DC no olho do furacão
A Disney não será a única grande empresa envolvida com entretenimento a ter de lidar com a expiração de direitos autorais de suas criações. Na próxima década, a DC Comics estará no “olho do furacão”, pois alguns de seus principais personagens entrarão em domínio público - ou pelo menos suas primeiras versões, como no caso de Superman (2034), Batman (2035) e Mulher-Maravilha (2037). Paira, então, a dúvida: como a empresa se posicionará diante desse cenário?
Convenção de Berna
Cada país possui uma legislação diferente, mas, de acordo com a Convenção de Berna, o prazo mínimo para uma obra entrar em domínio público é de 50 anos após a morte do autor.

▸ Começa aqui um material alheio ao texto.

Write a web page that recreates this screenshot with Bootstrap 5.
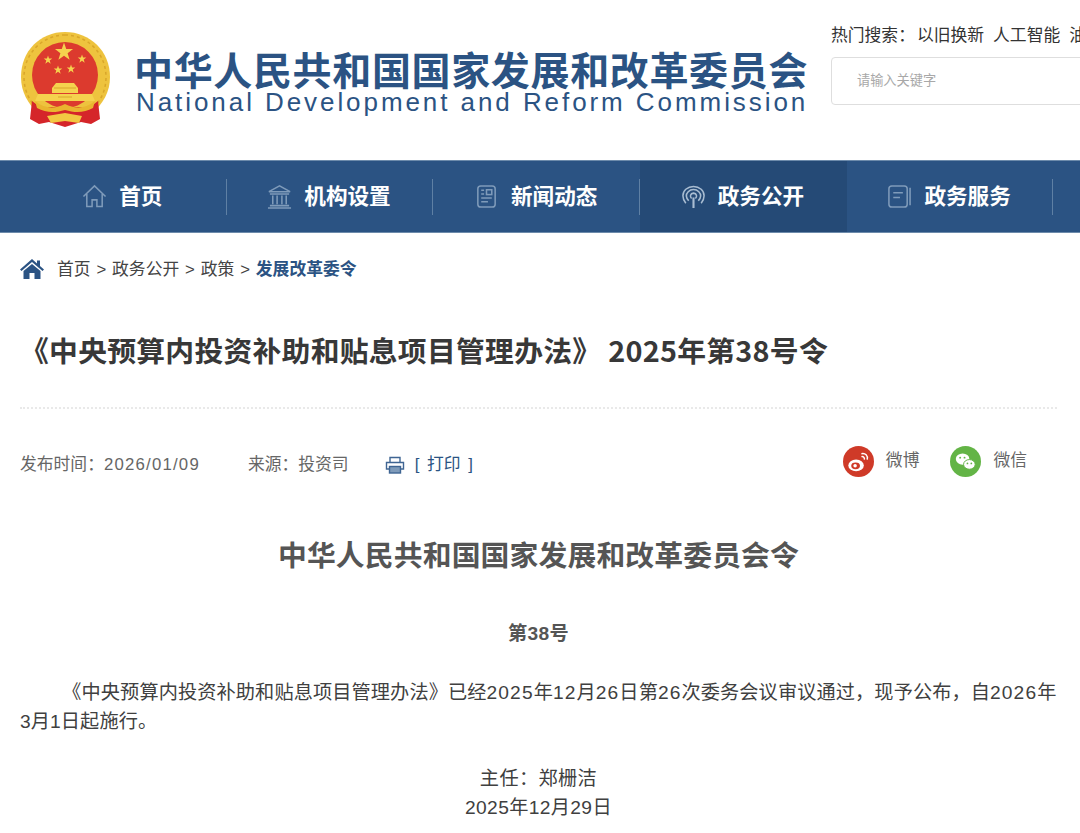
<!DOCTYPE html>
<html lang="zh-CN">
<head>
  <meta charset="UTF-8" />
  <meta name="viewport" content="width=device-width, initial-scale=1" />
  <title>中央预算内投资补助和贴息项目管理办法</title>
  <link href="https://cdn.jsdelivr.net/npm/bootstrap@5.3.0/dist/css/bootstrap.min.css" rel="stylesheet" />
  <style>
    html, body {
      margin: 0;
      height: 833px;
      overflow: hidden;
      background: #fff;
    }
    body {
      font-family: "Liberation Sans", "Noto Sans CJK SC", sans-serif;
      color: #3f3f3f;
    }
    .site-head {
      height: 160px;
      padding-left: 20px;
    }
    .emblem { width: 91px; height: 98px; margin-top: 31px; flex: none; }
    .brand { margin-left: 23px; margin-top: 47px; color: #2b5383; white-space: nowrap; width: 676px; flex: none; }
    .brand-cn { font-size: 39px; font-weight: 700; line-height: 42px; letter-spacing: .65px; font-family: "Noto Sans CJK SC", sans-serif; }
    .brand-en { font-size: 26px; line-height: 26px; letter-spacing: 2.93px; padding-left: 2px; }
    .search-side { margin-left: 21px; white-space: nowrap; width: 400px; flex: none; }
    .hot-words { font-size: 16.8px; line-height: 24px; margin-top: 24px; color: #333; }
    .hot-words span { margin-right: 9px; }
    .hot-words span:first-child { margin-right: 2px; }
    .search-box {
      margin-top: 9px;
      height: 48px;
      border: 1px solid #dedede;
      border-radius: 4px;
      padding-left: 25px;
      font-size: 13.2px;
      line-height: 46px;
      color: #a8a8a8;
    }
    .main-bar {
      height: 73px;
      background: #2b5383;
      border-top: 1px solid #6d8bab;
      border-bottom: 1px solid #6d8bab;
      padding-left: 20px;
    }
    .bar-item {
      width: 206.7px;
      height: 100%;
      padding: 0 2px 3px 0;
      color: #fff;
      font-size: 21.6px;
      font-weight: 700;
      text-decoration: none;
      font-family: "Noto Sans CJK SC", sans-serif;
      gap: 12px;
      position: relative;
    }
    .bar-item::after {
      content: "";
      position: absolute;
      right: 0;
      top: 18px;
      height: 36px;
      width: 1px;
      background: #5f80a4;
    }
    .bar-item.current { background: #254a76; }
    .bar-item.current::after { display: none; }
    .bar-icon { width: 25px; height: 25px; flex: none; margin-top: 3px; }
    .crumbs {
      padding: 25px 0 0 20px;
      height: 72px;
      font-size: 16.8px;
      line-height: 24px;
      word-spacing: 1.2px;
      color: #444;
    }
    .crumbs b { color: #2b5383; font-weight: 700; }
    .crumbs svg { margin-right: 13px; }
    .doc-title {
      margin: 25px 23px 0 20px;
      padding-bottom: 37px;
      border-bottom: 2px dotted #e9e9e9;
      font-size: 28.8px;
      font-weight: 700;
      line-height: 40px;
      letter-spacing: .27px;
      color: #383838;
      white-space: nowrap;
      font-family: "Noto Sans CJK SC", sans-serif;
    }
    .doc-meta {
      margin: 36px 53px 0 20px;
      height: 40px;
      font-size: 16.8px;
      color: #666;
    }
    .meta-date { letter-spacing: 1.2px; }
    .meta-src { margin-left: 48px; }
    .meta-print { margin-left: 36px; margin-right: 10px; }
    .print-link { color: #2b5383; word-spacing: 3px; }
    .share-box { margin-bottom: 8px; }
    .share-name { margin-left: 12px; }
    .share-name.first { margin-right: 31px; }
    .doc-body { padding: 0 23px 0 20px; color: #404040; font-size: 19.2px; line-height: 29px; letter-spacing: .36px; }
    .doc-h {
      margin-top: 49px;
      font-size: 28.8px;
      font-weight: 700;
      line-height: 40px;
      letter-spacing: .15px;
      color: #555;
      text-align: center;
      font-family: "Noto Sans CJK SC", sans-serif;
    }
    .doc-no { margin-top: 45px; font-weight: 700; text-align: center; color: #555; }
    .doc-p { margin: 30px -3px 0 0; text-indent: 2.2em; letter-spacing: .1px; }
    .doc-p i { font-style: normal; letter-spacing: 1.1px; }
    .doc-sign { margin-top: 28px; text-align: center; }
  </style>
</head>
<body>

  <!-- Header -->
  <header class="site-head d-flex overflow-hidden">
    <svg class="emblem" viewBox="0 0 91 98">
      <defs>
        <polygon id="star5" points="0,-10 2.350,-3.200 9.500,-3.100 3.800,1.200 5.900,8.100 0,4 -5.900,8.100 -3.800,1.200 -9.500,-3.100 -2.350,-3.200"/>
      </defs>
      <path d="M45 1C20 1 1 20 1 46c0 15 7 27 17 36h54c11-9 18-21 18-36C90 20 70 1 45 1z" fill="#eec33e"/>
      <path d="M45 4C23 4 4 22 4 46c0 13 5 24 14 32M45 4c22 0 41 18 41 42 0 13-5 24-14 32" fill="none" stroke="#d9a62a" stroke-width="1.500" stroke-dasharray="3 3"/>
      <circle cx="45" cy="44" r="33" fill="#dc3a2e"/>
      <g fill="#f5d24e">
        <use href="#star5" transform="translate(44 21) scale(.95)"/>
        <use href="#star5" transform="translate(28 29) scale(.45)"/>
        <use href="#star5" transform="translate(62 28) scale(.45)"/>
        <use href="#star5" transform="translate(38 39) scale(.45)"/>
        <use href="#star5" transform="translate(51 38) scale(.45)"/>
        <path d="M36 52h18l4 5v5H32v-5z"/>
        <path d="M18 63h54l3 7H15z"/>
      </g>
      <path d="M34 57h22M38 66h14" stroke="#d9a62a" stroke-width="1"/>
      <path d="M12 70l-2 18 9 5 10-2 16 5 16-5 10 2 9-5-2-18-8 6H20z" fill="#d5252a"/>
      <path d="M15 70c10 8 20 8 30 3 10 5 20 5 30-3l-2 7c-9 5-18 5-28 2-10 3-19 3-28-2z" fill="#e9b52f"/>
      <path d="M27 85l18-3 17 3-3 7-14-2-14 2z" fill="#f2c842"/>
    </svg>
    <div class="brand">
      <div class="brand-cn">中华人民共和国国家发展和改革委员会</div>
      <div class="brand-en">National Development and Reform Commission</div>
    </div>
    <div class="search-side">
      <div class="hot-words"><span>热门搜索：</span><span>以旧换新</span><span>人工智能</span><span>油价调整</span></div>
      <div class="search-box">请输入关键字</div>
    </div>
  </header>

  <!-- Nav -->
  <nav class="main-bar d-flex overflow-hidden">
    <a class="bar-item d-flex align-items-center justify-content-center" href="#">
      <svg class="bar-icon" viewBox="0 0 26 26" fill="none" stroke="#7f9bba" stroke-width="1.6"><path d="M1.500 13L13 2l11.500 11M5 10.500V23.500h5.500v-7h5v7H21V10.500"/></svg>
      首页
    </a>
    <a class="bar-item d-flex align-items-center justify-content-center" href="#">
      <svg class="bar-icon" viewBox="0 0 26 26" fill="none" stroke="#7f9bba" stroke-width="1.6"><path d="M13 2L2 8h22z"/><path d="M3 10.500h20M6 12v9M10.500 12v9M15.500 12v9M20 12v9M3 22.500h20M1 25h24"/></svg>
      机构设置
    </a>
    <a class="bar-item d-flex align-items-center justify-content-center" href="#">
      <svg class="bar-icon" viewBox="0 0 26 26" fill="none" stroke="#7f9bba" stroke-width="1.600"><rect x="4" y="2" width="18" height="22" rx="3"/><rect x="13" y="6" width="5.500" height="5"/><path d="M7.500 6.500h3M7.500 10.500h3M7.500 14.500h11M7.500 18.500h7"/></svg>
      新闻动态
    </a>
    <a class="bar-item current d-flex align-items-center justify-content-center" href="#">
      <svg class="bar-icon" viewBox="0 0 26 26" fill="none" stroke="#a9bdd2" stroke-width="1.600"><path d="M5 20C1 15 1 9 5 5.500c4.500-4 11.500-4 16 0 4 3.500 4 9.500 0 14.500M8 17.500C5 14 5 10.500 7.500 8c3-3 8-3 11 0 2.500 2.500 2.500 6 -.500 9.500M11 15c-2-2-1.500-5 2-5.500 3.500.5 4 3.500 2 5.500"/><path d="M13 14v11" stroke-width="2.200"/></svg>
      政务公开
    </a>
    <a class="bar-item d-flex align-items-center justify-content-center" href="#">
      <svg class="bar-icon" viewBox="0 0 26 26" fill="none" stroke="#7f9bba" stroke-width="1.600"><rect x="2" y="2" width="19" height="22" rx="3"/><path d="M6.500 9h10M6.500 14h7M24 4v18"/></svg>
      政务服务
    </a>
  </nav>

  <!-- Breadcrumb -->
  <div class="crumbs d-flex align-items-start">
    <svg width="24" height="22" viewBox="0 0 24 22" fill="#2b5383"><path d="M12 1L0 11.500l1.500 1.500L12 4l10.500 9 1.500-1.500-4-3.500V2.500h-3v3z"/><path d="M12 6L3.500 13v8h6v-6h5v6h6v-8z"/></svg>
    <span>首页 &gt; 政务公开 &gt; 政策 &gt; <b>发展改革委令</b></span>
  </div>

  <!-- Title -->
  <h1 class="doc-title">《中央预算内投资补助和贴息项目管理办法》 2025年第38号令</h1>

  <div class="doc-meta d-flex align-items-center">
    <span>发布时间：<span class="meta-date">2026/01/09</span></span>
    <span class="meta-src">来源：投资司</span>
    <svg class="meta-print" width="20" height="18" viewBox="0 0 20 18" fill="none" stroke="#3f6593" stroke-width="1.400"><path d="M5 6V1.500h10V6M4.500 13H1.500V6.500h17V13h-3"/><rect x="4.500" y="10.500" width="11" height="6.500" fill="#7f9bba"/></svg>
    <span class="print-link">[ 打印 ]</span>
    <div class="share-box ms-auto d-flex align-items-center">
      <svg width="31" height="31" viewBox="0 0 32 32"><circle cx="16" cy="16" r="16" fill="#cf3a28"/><ellipse cx="13.500" cy="20" rx="8" ry="6" fill="#fff"/><ellipse cx="13" cy="20.500" rx="4.500" ry="3.500" fill="#cf3a28"/><circle cx="12.500" cy="20.500" r="1.800" fill="#fff"/><path d="M19 8c4-1 7 2 6 6M19 11c2-.5 3.500 1 3 3" stroke="#fff" stroke-width="1.500" fill="none"/></svg>
      <span class="share-name first">微博</span>
      <svg width="31" height="31" viewBox="0 0 32 32"><circle cx="16" cy="16" r="16" fill="#63b446"/><ellipse cx="13" cy="13.500" rx="7" ry="5.800" fill="#fff"/><ellipse cx="20" cy="19" rx="6" ry="5" fill="#fff" stroke="#63b446"/><circle cx="10.500" cy="12" r="1" fill="#63b446"/><circle cx="15" cy="12" r="1" fill="#63b446"/><circle cx="18" cy="18" r=".9" fill="#63b446"/><circle cx="22" cy="18" r=".9" fill="#63b446"/></svg>
      <span class="share-name">微信</span>
    </div>
  </div>

  <!-- Article -->
  <article class="doc-body">
    <div class="doc-h">中华人民共和国国家发展和改革委员会令</div>
    <div class="doc-no">第38号</div>
    <p class="doc-p">《中央预算内投资补助和贴息项目管理办法》已经<i>2025</i>年<i>12</i>月<i>26</i>日第<i>26</i>次委务会议审议通过，现予公布，自<i>2026</i>年3月1日起施行。</p>
    <div class="doc-sign">主任：郑栅洁<br />2025年12月29日</div>
  </article>

  <script src="https://cdn.jsdelivr.net/npm/bootstrap@5.3.0/dist/js/bootstrap.bundle.min.js"></script>
</body>
</html>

No Brasil, as obras são protegidas por 70 anos após a morte do(s) autor(es), à exceção das fotográficas, audiovisuais e coletivas, que duram por sete décadas a partir da publicação. No caso do Mickey, a proteção do ratinho no Brasil vai até 2042, quando serão completados 70 anos do falecimento de Ub Iwerks, co-autor do curta-metragem.
Outras obras
Nos últimos anos, outras criações e autores de destaque também entraram em domínio público, como no caso dos livros “1984” e “A Revolução dos Bichos”, de George Orwell, em 2021. Em 2023, o filme de ficção científica “Metropolis” também foi contemplado. Desde o primeiro dia de 2024, as obras do escritor brasileiro Graciliano Ramos também entraram em domínio público.